Initially, psychological health was apprehended overall, regardless of the sphere of life concerned. However, Gilbert et al. (Citation2011) adapted the concept to the workplace. Their definition focused on the lived component of occupational mental health and its opposite dimensions, occupational psychological distress and occupational psychological well-being. The authors proposed that psychological distress at work is not the opposite of psychological well-being at work but rather a dimension on a continuum. In their work, the authors highlighted three factors of each dimension of occupational psychological health. These factors define workers’ relationships at work, with the work itself and with their entourage at work, and are expressed differently according to the positive or negative dimensions of occupational psychological health. According to Gilbert et al. (Citation2011), when workers feel a sense of occupational psychological well-being, they feel serene and at peace with themselves (serenity); they appreciate their job and accomplishments and have the desire and motivation to get involved (involvement); they listen to others, feel appreciated and loved and have good relationships with their entourage at work (social harmony). People who feel occupational psychological distress feel aggressive, irritable and impatient with others. They feel anxious, sad, depressed and stressed and have trouble dealing with their problems. They do not have much interest in their work, feel belittled or useless and do not feel like undertaking projects. People experiencing greater occupational psychological well-being and low occupational psychological distress are more optimistic, view their work environment as more fair and equitable and describe a healthier work environment (Gilbert et al., Citation2011).

1.2. Objective

In light of the previous paragraphs, we note that the literature on the occupational psychological health of police officers is interesting and even alarming, but that there is still much to be validated and understood. Previous research has focused more on the stress of the profession (Violanti, Citation2010), management of traumatic events (Leclercq, Citation2008) and the impact of the use of force (St-Denis, Citation2012), but has provided few indications as to the direction of future studies wishing to explain psychological health at work.

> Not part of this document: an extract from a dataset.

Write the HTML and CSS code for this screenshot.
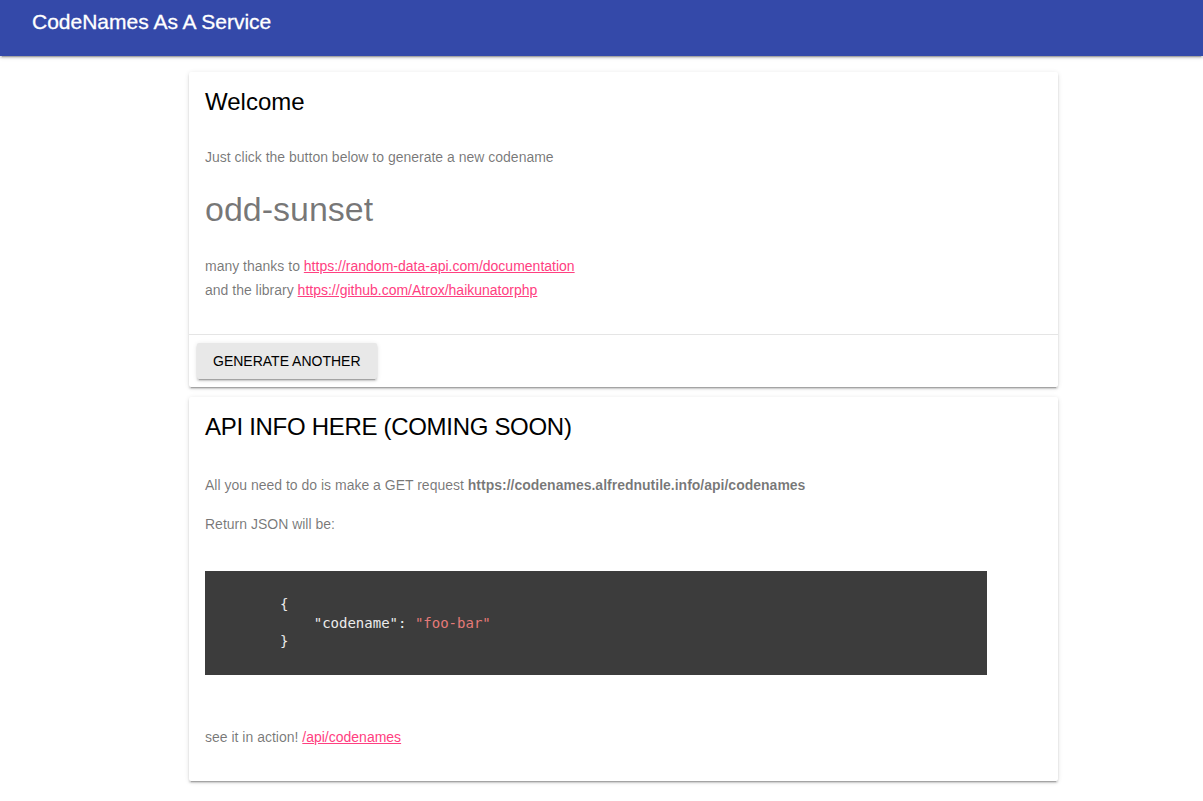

As a result, this study will discuss new indicators to be considered in future studies and is of particular importance with respect to the following question: What allows police officers to maintain good occupational psychological health? Our aim is to identify the factors that are likely to contribute to or harm the occupational psychological health of police officers, according to the officers themselves.

2. Methodology

Considering that this study highlights the sense and the perception that the phenomenon studied for police officers, the choice of a qualitative method was prioritised. This study aims to take into account police officers’ specific context and experience with their environment. To this end, LoBiondo-Wood and Haber (Citation2002) argued that a person’s experience can only be known through the individual’s subjective description of it.

2.1. Sample

A nonprobability sample that includes known characteristics within the study population was employed. Purposive and networking sampling was used to conduct interviews with the 12 participants. The number of participants was determined by data saturation, a situation in which participants do not contribute new information (Sandelowski, Citation1995).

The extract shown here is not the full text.